[TASK GOAL] Can you find the lines of the listing that include "React" and copy every one?

########################################

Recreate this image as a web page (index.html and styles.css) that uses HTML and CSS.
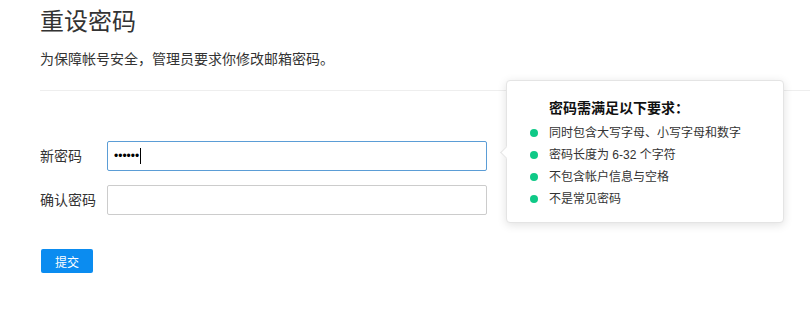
FILE: index.html
```html
<!DOCTYPE html>
<html lang="zh-CN">
<head>
    <meta charset="UTF-8">
    <meta name="viewport" content="width=device-width, initial-scale=1.0">
    <title>重设密码</title>
    <link rel="stylesheet" href="styles.css">
</head>
<body>
    <div class="page">
        <div class="header">
            <h1 class="title">重设密码</h1>
            <p class="desc">为保障帐号安全，管理员要求你修改邮箱密码。</p>
        </div>

        <form class="form">
            <div class="row">
                <label class="label">新密码</label>
                <div class="field focus"><span class="dots">••••••</span><span class="caret"></span></div>
            </div>
            <div class="row">
                <label class="label">确认密码</label>
                <div class="field"></div>
            </div>
            <div class="actions">
                <button type="button" class="btn">提交</button>
            </div>
        </form>

        <div class="tip">
            <div class="tip-title">密码需满足以下要求：</div>
            <ul class="tip-list">
                <li>同时包含大写字母、小写字母和数字</li>
                <li>密码长度为 6-32 个字符</li>
                <li>不包含帐户信息与空格</li>
                <li>不是常见密码</li>
            </ul>
        </div>
    </div>
</body>
</html>
```

FILE: styles.css
```css
body {
    margin: 0;
    font-family: "Liberation Sans", "Noto Sans CJK SC", sans-serif;
    color: #333;
    background: #fff;
}
.page {
    position: relative;
    height: 309px;
}
.header {
    margin: 0 0 1px 40px;
    padding-top: 6px;
    height: 91px;
    box-sizing: border-box;
    border-bottom: 1px solid #eee;
}
.title {
    margin: 0;
    font-size: 24px;
    line-height: 32px;
    font-weight: normal;
}
.desc {
    margin: 11px 0 0;
    font-size: 14px;
    line-height: 20px;
}
.form {
    padding: 49px 0 0 40px;
}
.row {
    display: flex;
    align-items: center;
    margin-bottom: 14px;
}
.label {
    width: 67px;
    font-size: 14px;
    line-height: 20px;
}
.field {
    width: 380px;
    height: 30px;
    box-sizing: border-box;
    border: 1px solid #ccc;
    border-radius: 2px;
    display: flex;
    align-items: center;
    padding-left: 6px;
}
.field.focus {
    border-color: #5b9dd6;
}
.dots {
    font-size: 12px;
    color: #000;
}
.caret {
    display: inline-block;
    width: 1px;
    height: 16px;
    background: #000;
    margin-left: 1px;
}
.actions {
    padding-top: 20px;
}
.btn {
    margin: 0 0 0 1px;
    width: 52px;
    height: 24px;
    padding: 0;
    border: none;
    border-radius: 2px;
    background: #0b8cf0;
    color: #fff;
    font-family: inherit;
    font-size: 12px;
    cursor: pointer;
}
.tip {
    position: absolute;
    left: 506px;
    top: 80px;
    width: 278px;
    height: 143px;
    box-sizing: border-box;
    padding: 16px 0 0 42px;
    background: #fff;
    border: 1px solid #e4e4e4;
    border-radius: 4px;
    box-shadow: 0 2px 10px rgba(0, 0, 0, 0.12);
}
.tip::before {
    content: "";
    position: absolute;
    left: -5px;
    top: 67px;
    width: 8px;
    height: 8px;
    background: #fff;
    border-left: 1px solid #e4e4e4;
    border-bottom: 1px solid #e4e4e4;
    transform: rotate(45deg);
}
.tip-title {
    font-size: 14px;
    font-weight: bold;
    line-height: 22px;
    color: #111;
    margin-bottom: 3px;
}
.tip-list {
    list-style: none;
    margin: 0;
    padding: 0;
}
.tip-list li {
    position: relative;
    font-size: 12px;
    line-height: 22px;
    color: #333;
}
.tip-list li::before {
    content: "";
    position: absolute;
    left: -19px;
    top: 7px;
    width: 8px;
    height: 8px;
    border-radius: 50%;
    background: #0fc987;
}
```
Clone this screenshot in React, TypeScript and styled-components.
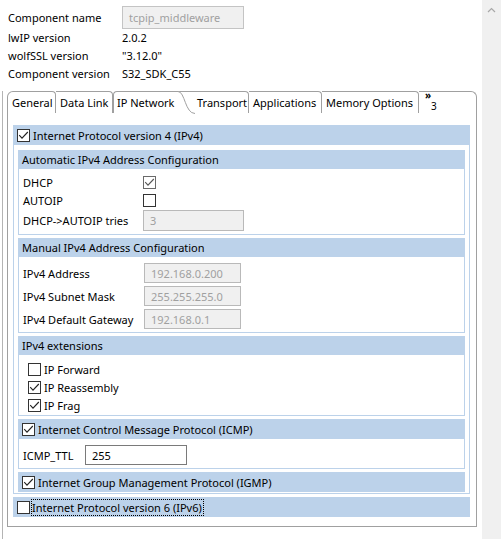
import styled, { createGlobalStyle } from "styled-components";

const GlobalStyle = createGlobalStyle`
  html, body {
    margin: 0;
    padding: 0;
    background: #fff;
  }
  body {
    font-family: "Noto Sans", "Segoe UI", sans-serif;
    font-size: 11px;
    color: #000;
  }
  * { box-sizing: border-box; }
`;

const BLUE = "#bcd2ea";
const LINE = "#a0a0a0";

type CheckProps = { checked?: boolean; disabled?: boolean };

const Check = ({ checked, disabled }: CheckProps) => (
  <CheckBox $disabled={disabled}>
    {checked && (
      <svg width="11" height="11" viewBox="0 0 11 11">
        <path
          d="M1.2 5.2 L4 8.2 L9.8 2"
          fill="none"
          stroke={disabled ? "#555" : "#222"}
          strokeWidth="1.1"
        />
      </svg>
    )}
  </CheckBox>
);

const tabs = [
  { label: "General", width: 49 },
  { label: "Data Link", width: 57 },
  { label: "IP Network", width: 80, selected: true },
  { label: "Transport", width: 56 },
  { label: "Applications", width: 73 },
  { label: "Memory Options", width: 97 },
];

const App = () => {
  return (
    <>
      <GlobalStyle />
      <Page>
        <Main>
          <InfoGrid>
            <InfoLabel>Component name</InfoLabel>
            <InfoValue>
              <NameBox>tcpip_middleware</NameBox>
            </InfoValue>
            <InfoLabel>lwIP version</InfoLabel>
            <InfoValue>2.0.2</InfoValue>
            <InfoLabel>wolfSSL version</InfoLabel>
            <InfoValue>"3.12.0"</InfoValue>
            <InfoLabel>Component version</InfoLabel>
            <InfoValue>S32_SDK_C55</InfoValue>
          </InfoGrid>

          <TabArea>
            <TabStrip>
              {tabs.map((t, i) => (
                <Tab key={t.label} $width={t.width} $selected={t.selected} $first={i === 0}>
                  {t.label}
                  {t.selected && (
                    <Curve width="17" height="23" viewBox="0 0 17 23">
                      <path d="M0 0.5 C 7 0.5, 7 22.5, 17 22.5" fill="#fff" stroke={LINE} strokeWidth="1" />
                    </Curve>
                  )}
                </Tab>
              ))}
              <MoreTab>
                <Chevrons>»</Chevrons>
                <MoreCount>3</MoreCount>
              </MoreTab>
            </TabStrip>

            <Frame>
              <Section>
                <Header $height={20} $pad={4}>
                  <Check checked />
                  <span>Internet Protocol version 4 (IPv4)</span>
                </Header>
                <OuterBody>
                  <Group>
                    <Header $height={19} $pad={4}>Automatic IPv4 Address Configuration</Header>
                    <GroupBody $top={4} $bottom={3}>
                      <FormRow $label={120} $height={18}>
                        <span>DHCP</span>
                        <Check checked disabled />
                      </FormRow>
                      <FormRow $label={120} $height={18}>
                        <span>AUTOIP</span>
                        <Check />
                      </FormRow>
                      <FormRow $label={120} $height={22}>
                        <span>DHCP-&gt;AUTOIP tries</span>
                        <TextBox $width={101} $height={21}>3</TextBox>
                      </FormRow>
                    </GroupBody>
                  </Group>

                  <Group>
                    <Header $height={19} $pad={4}>Manual IPv4 Address Configuration</Header>
                    <GroupBody $top={6} $bottom={3} $gap={3}>
                      <FormRow $label={121} $height={20}>
                        <span>IPv4 Address</span>
                        <TextBox $width={97} $height={20}>192.168.0.200</TextBox>
                      </FormRow>
                      <FormRow $label={121} $height={20}>
                        <span>IPv4 Subnet Mask</span>
                        <TextBox $width={97} $height={20}>255.255.255.0</TextBox>
                      </FormRow>
                      <FormRow $label={121} $height={20}>
                        <span>IPv4 Default Gateway</span>
                        <TextBox $width={97} $height={20}>192.168.0.1</TextBox>
                      </FormRow>
                    </GroupBody>
                  </Group>

                  <Group>
                    <Header $height={19} $pad={4}>IPv4 extensions</Header>
                    <GroupBody $top={5} $bottom={1} $left={9}>
                      <CheckRow>
                        <Check />
                        <span>IP Forward</span>
                      </CheckRow>
                      <CheckRow>
                        <Check checked />
                        <span>IP Reassembly</span>
                      </CheckRow>
                      <CheckRow>
                        <Check checked />
                        <span>IP Frag</span>
                      </CheckRow>
                    </GroupBody>
                  </Group>

                  <Group>
                    <Header $height={20} $pad={4}>
                      <Check checked />
                      <span>Internet Control Message Protocol (ICMP)</span>
                    </Header>
                    <GroupBody $top={6} $bottom={3}>
                      <FormRow $label={62} $height={20}>
                        <span>ICMP_TTL</span>
                        <TextBox $width={102} $height={20} $enabled>255</TextBox>
                      </FormRow>
                    </GroupBody>
                  </Group>

                  <Group>
                    <Header $height={20} $pad={4}>
                      <Check checked />
                      <span>Internet Group Management Protocol (IGMP)</span>
                    </Header>
                  </Group>
                </OuterBody>
              </Section>

              <Section>
                <Header $height={20} $pad={4}>
                  <Check />
                  <Focused>Internet Protocol version 6 (IPv6)</Focused>
                </Header>
              </Section>
            </Frame>
          </TabArea>
        </Main>

        <ScrollBar>
          <svg width="9" height="6" viewBox="0 0 9 6">
            <path d="M1 5 L4.5 1.5 L8 5" fill="none" stroke="#a8a8a8" strokeWidth="1.2" />
          </svg>
        </ScrollBar>
      </Page>
    </>
  );
};

export default App;

const Page = styled.div`
  display: flex;
  width: 501px;
  height: 539px;
  overflow: hidden;
`;

const Main = styled.div`
  width: 482px;
  display: flex;
  flex-direction: column;
`;

const ScrollBar = styled.div`
  width: 19px;
  background: #f0f0f0;
  display: flex;
  justify-content: center;
  padding-top: 7px;
  svg {
    display: block;
  }
`;

const InfoGrid = styled.div`
  display: grid;
  grid-template-columns: 114px 1fr;
  grid-template-rows: 24px 17px 18px 18px;
  padding: 5px 0 0 8px;
  align-items: center;
`;

const InfoLabel = styled.div`
  white-space: nowrap;
`;

const InfoValue = styled.div`
  white-space: nowrap;
`;

const NameBox = styled.div`
  width: 122px;
  height: 23px;
  border: 1px solid #c4c4c4;
  background: #f0f0f0;
  color: #a0a0a0;
  padding-left: 6px;
  display: flex;
  align-items: center;
`;

const TabArea = styled.div`
  flex: 1;
  margin: 9px 0 0 2px;
  border-left: 1px solid #b4b4b4;
  padding-left: 4px;
`;

const TabStrip = styled.div`
  display: flex;
  width: 470px;
  height: 22px;
`;

const Tab = styled.div<{ $width: number; $selected?: boolean; $first?: boolean }>`
  position: relative;
  width: ${(p) => p.$width}px;
  flex-shrink: 0;
  display: flex;
  align-items: center;
  padding-left: ${(p) => (p.$selected ? 3 : 4)}px;
  white-space: nowrap;
  border-top: 1px solid ${LINE};
  border-right: ${(p) => (p.$selected ? "none" : `1px solid ${LINE}`)};
  border-left: ${(p) => (p.$first ? `1px solid ${LINE}` : "none")};
  border-top-left-radius: ${(p) => (p.$first ? 6 : 0)}px;
  border-top-right-radius: ${(p) => (p.$selected ? 0 : 4)}px;
  ${(p) =>
    p.$selected &&
    `
    border-left: 1px solid ${LINE};
    border-top-left-radius: 4px;
  `}
`;

const Curve = styled.svg`
  position: absolute;
  right: -2px;
  top: -1px;
`;

const MoreTab = styled.div`
  flex: 1;
  position: relative;
  border-top: 1px solid ${LINE};
  border-right: 1px solid ${LINE};
  border-top-right-radius: 6px;
`;

const Chevrons = styled.span`
  position: absolute;
  left: 6px;
  top: -1px;
  font-size: 10px;
  font-weight: bold;
  line-height: 9px;
`;

const MoreCount = styled.span`
  position: absolute;
  left: 12px;
  top: 9px;
  font-size: 10px;
  line-height: 10px;
`;

const Frame = styled.div`
  width: 470px;
  display: flex;
  flex-direction: column;
  gap: 3px;
  border: 1px solid ${LINE};
  border-top: none;
  padding: 12px 6px 9px 5px;
`;

const Section = styled.div`
  display: flex;
  flex-direction: column;
`;

const Header = styled.div<{ $height: number; $pad: number }>`
  height: ${(p) => p.$height}px;
  background: ${BLUE};
  display: flex;
  align-items: center;
  gap: 3px;
  padding-left: ${(p) => p.$pad}px;
  white-space: nowrap;
`;

const OuterBody = styled.div`
  border: 1px solid ${BLUE};
  border-top: none;
  padding: 5px 4px 1px 4px;
  display: flex;
  flex-direction: column;
  gap: 3px;
`;

const Group = styled.div`
  display: flex;
  flex-direction: column;
`;

const GroupBody = styled.div<{ $top: number; $bottom: number; $left?: number; $gap?: number }>`
  border: 1px solid ${BLUE};
  border-top: none;
  padding: ${(p) => p.$top}px 4px ${(p) => p.$bottom}px ${(p) => p.$left ?? 4}px;
  display: flex;
  flex-direction: column;
  gap: ${(p) => p.$gap ?? 0}px;
`;

const FormRow = styled.div<{ $label: number; $height: number }>`
  display: grid;
  grid-template-columns: ${(p) => p.$label}px auto;
  align-items: center;
  height: ${(p) => p.$height}px;
  white-space: nowrap;
`;

const TextBox = styled.div<{ $width: number; $height: number; $enabled?: boolean }>`
  width: ${(p) => p.$width}px;
  height: ${(p) => p.$height}px;
  border: 1px solid ${(p) => (p.$enabled ? "#7a7a7a" : "#b9b9b9")};
  background: ${(p) => (p.$enabled ? "#fff" : "#f0f0f0")};
  color: ${(p) => (p.$enabled ? "#000" : "#a0a0a0")};
  padding-left: 6px;
  display: flex;
  align-items: center;
`;

const CheckRow = styled.div`
  height: 18px;
  display: flex;
  align-items: center;
  gap: 3px;
  white-space: nowrap;
`;

const CheckBox = styled.span<{ $disabled?: boolean }>`
  width: 13px;
  height: 13px;
  flex-shrink: 0;
  border: 1px solid ${(p) => (p.$disabled ? "#6a6a6a" : "#333")};
  background: #fff;
  display: inline-flex;
  svg {
    display: block;
  }
`;

const Focused = styled.span`
  outline: 1px dotted #000;
  outline-offset: 0;
  padding: 0 1px 0 0;
  margin-left: -1px;
  line-height: 15px;
`;
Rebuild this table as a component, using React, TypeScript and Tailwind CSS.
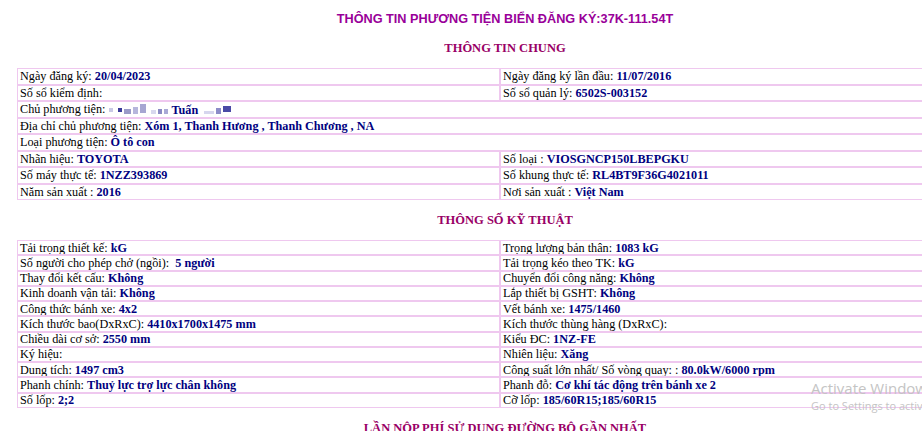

########################################

[REPLY]
Clone this screenshot in React, TypeScript and styled-components.
Rebuild this table as a component, using React, TypeScript and Tailwind CSS.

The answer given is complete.